Further, in the present invention, an average block size and an average axial ratio of martensite and bainite are also defined as follows.
Average block size of martensite and bainite: 3.0 μm or less
A block size of martensite influences the occurrence and the propagation of a brittle fracture at the time of crash deformation; the smaller a value of the block size is, the better impact properties are obtained. If the average block size is more than 3.0 μm, a fracture of the sheet may occur at a bent portion at the time of crash deformation; therefore, the average block size is set at 3.0 μm or less. The average block size is preferably 2.7 μm or less, 2.5 μm or less, or 2.4 μm or less.
Here, the block size will be described. As shown in a table in p. 223 of Non-Patent Document 2, martensite and bainite can be classified as being made up of 24 different crystal units (variants) as their substructures. One of methods for grouping these 24 variants is a method using Bain groups, which are described in p. 223 of Non-Patent Document 2, by which martensite and bainite can be classified into three crystal units. The block size in the present invention indicates an average size of group grains when the classification is performed using these Bain groups.

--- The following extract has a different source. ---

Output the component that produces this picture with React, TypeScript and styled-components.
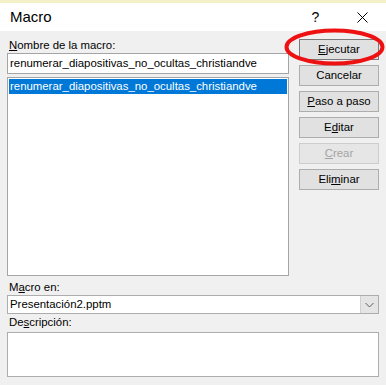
import React from "react";
import styled, { createGlobalStyle } from "styled-components";

const Global = createGlobalStyle`
  html, body { margin: 0; padding: 0; background: #f0f0f0; }
  body { font-family: "Liberation Sans", Arial, sans-serif; font-size: 11.4px; color: #000; }
  * { box-sizing: border-box; }
`;

const Frame = styled.div`
  position: relative;
  width: 386px;
  height: 385px;
  overflow: hidden;
  background: #f0f0f0;
  display: flex;
  flex-direction: column;
`;

const Backdrop = styled.div`
  height: 3px;
  background: #f4f0c8;
  flex: none;
`;

const TitleBar = styled.div`
  height: 28px;
  background: #fff;
  display: flex;
  align-items: center;
  padding-left: 10px;
  flex: none;
`;

const Title = styled.div`
  font-size: 15px;
  flex: 1;
  padding-bottom: 1px;
`;

const TitleButton = styled.div<{ $w: number }>`
  width: ${(p) => p.$w}px;
  height: 28px;
  display: flex;
  align-items: center;
  justify-content: center;
  font-size: 14px;
`;

const Body = styled.div`
  flex: 1;
  display: flex;
  flex-direction: column;
  padding: 6px 7px 0 7px;
`;

const Main = styled.div`
  display: grid;
  grid-template-columns: 282px 80px;
  column-gap: 10px;
`;

const LeftCol = styled.div`
  display: flex;
  flex-direction: column;
`;

const Label = styled.div`
  height: 16px;
  line-height: 16px;
  padding-left: 2px;
`;

const U = styled.span`
  text-decoration: underline;
  text-underline-offset: 1px;
`;

const TextBox = styled.div`
  height: 21px;
  border: 1px solid #a5a5a5;
  background: #fff;
  padding: 0 2px;
  line-height: 19px;
  white-space: nowrap;
`;

const List = styled.div`
  margin-top: 3px;
  height: 199px;
  border: 1px solid #a5a5a5;
  background: #fff;
  padding: 1px;
`;

const ListItem = styled.div<{ $selected?: boolean }>`
  height: 15px;
  line-height: 14px;
  padding-left: 1px;
  white-space: nowrap;
  background: ${(p) => (p.$selected ? "#0078d7" : "transparent")};
  color: ${(p) => (p.$selected ? "#fff" : "#000")};
`;

const RightCol = styled.div`
  display: flex;
  flex-direction: column;
  gap: 5px;
  padding-top: 2px;
`;

const Button = styled.div<{ $disabled?: boolean; $default?: boolean }>`
  height: 21px;
  border: 1px solid ${(p) => (p.$disabled ? "#cdcdcd" : p.$default ? "#7a7a7a" : "#adadad")};
  background: ${(p) => (p.$disabled ? "#e6e6e6" : "#e1e1e1")};
  color: ${(p) => (p.$disabled ? "#a3a3a3" : "#000")};
  display: flex;
  align-items: center;
  justify-content: center;
  line-height: 19px;
`;

const Bottom = styled.div`
  display: flex;
  flex-direction: column;
  margin-top: 3px;
`;

const Combo = styled.div`
  height: 19px;
  border: 1px solid #adadad;
  background: #fff;
  display: flex;
`;

const ComboText = styled.div`
  flex: 1;
  padding-left: 2px;
  line-height: 17px;
`;

const ComboArrow = styled.div`
  width: 18px;
  background: #e5e5e5;
  border-left: 1px solid #d0d0d0;
  display: flex;
  align-items: center;
  justify-content: center;
`;

const Description = styled.div`
  margin-top: 2px;
  height: 45px;
  width: 372px;
  border: 1px solid #adadad;
  background: #fff;
`;

const Annotation = styled.svg`
  position: absolute;
  left: 284px;
  top: 28px;
  width: 101px;
  height: 38px;
  pointer-events: none;
`;

export default function App() {
  const name = "renumerar_diapositivas_no_ocultas_christiandve";
  return (
    <>
      <Global />
      <Frame>
        <Backdrop />
        <TitleBar>
          <Title>Macro</Title>
          <TitleButton $w={45}>?</TitleButton>
          <TitleButton $w={48}>
            <svg width="11" height="11" viewBox="0 0 11 11">
              <path d="M0.5 0.5 L10.5 10.5 M10.5 0.5 L0.5 10.5" stroke="#000" strokeWidth="1" />
            </svg>
          </TitleButton>
        </TitleBar>
        <Body>
          <Main>
            <LeftCol>
              <Label>
                <U>N</U>ombre de la macro:
              </Label>
              <TextBox>{name}</TextBox>
              <List>
                <ListItem $selected>{name}</ListItem>
              </List>
            </LeftCol>
            <RightCol>
              <Button $default>
                <span>
                  <U>E</U>jecutar
                </span>
              </Button>
              <Button>Cancelar</Button>
              <Button>
                <span>
                  <U>P</U>aso a paso
                </span>
              </Button>
              <Button>
                <span>
                  E<U>d</U>itar
                </span>
              </Button>
              <Button $disabled>
                <span>
                  <U>C</U>rear
                </span>
              </Button>
              <Button>
                <span>
                  Eli<U>m</U>inar
                </span>
              </Button>
            </RightCol>
          </Main>
          <Bottom>
            <Label>
              M<U>a</U>cro en:
            </Label>
            <Combo>
              <ComboText>Presentación2.pptm</ComboText>
              <ComboArrow>
                <svg width="9" height="6" viewBox="0 0 9 6">
                  <path d="M0.5 1 L4.5 5 L8.5 1" stroke="#606060" strokeWidth="1" fill="none" />
                </svg>
              </ComboArrow>
            </Combo>
            <Label>
              De<U>s</U>cripción:
            </Label>
            <Description />
          </Bottom>
        </Body>
        <Annotation viewBox="0 0 101 38">
          <ellipse cx="50.5" cy="19" rx="48" ry="16.5" fill="none" stroke="#ee1111" strokeWidth="4" />
        </Annotation>
      </Frame>
    </>
  );
}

The average block size is measured according to the following procedure.
First, each steel sheet is cut such that its surface parallel to its rolling direction and its thickness direction serves as an observation surface, and the cross section is measured between a 1/4 sheet-thickness position and a 1/2 sheet-thickness position of the cross section by the EBSD method within a region having an area of 5000 μm²or more. A step size of the measurement is set at 0.2 μm. Then, based on crystal orientation information obtained by the EBSD measurement, orientations are classified on the basis of the three Bain groups, their images are displayed, and a size of a crystal unit is determined by the cutting method described in Appendix 2 of JIS G 0552.
Average axial ratio of martensite and bainite: 1.0004 to 1.0100
A crystal structure of a portion of the steel micro-structure other than the retained austenite, that is, martensite and bainite, influences cracking behavior at a stress concentration and a bent portion at the time of crash deformation. It is particularly necessary to appropriately adjust an average axial ratio of martensite and bainite, which have a tetragonal crystal structure. Here, the axial ratio is a value expressed by c/a, where a and c denotes a-axis and c-axis lattice constants in a tetragonal crystal structure, respectively. The reason that a magnitude of the axial ratio c/a is associated with cracking behavior at the time of a fast and large deformation in a collision test is unclear, but crystal lattice strain may exert some influence on the cracking behavior.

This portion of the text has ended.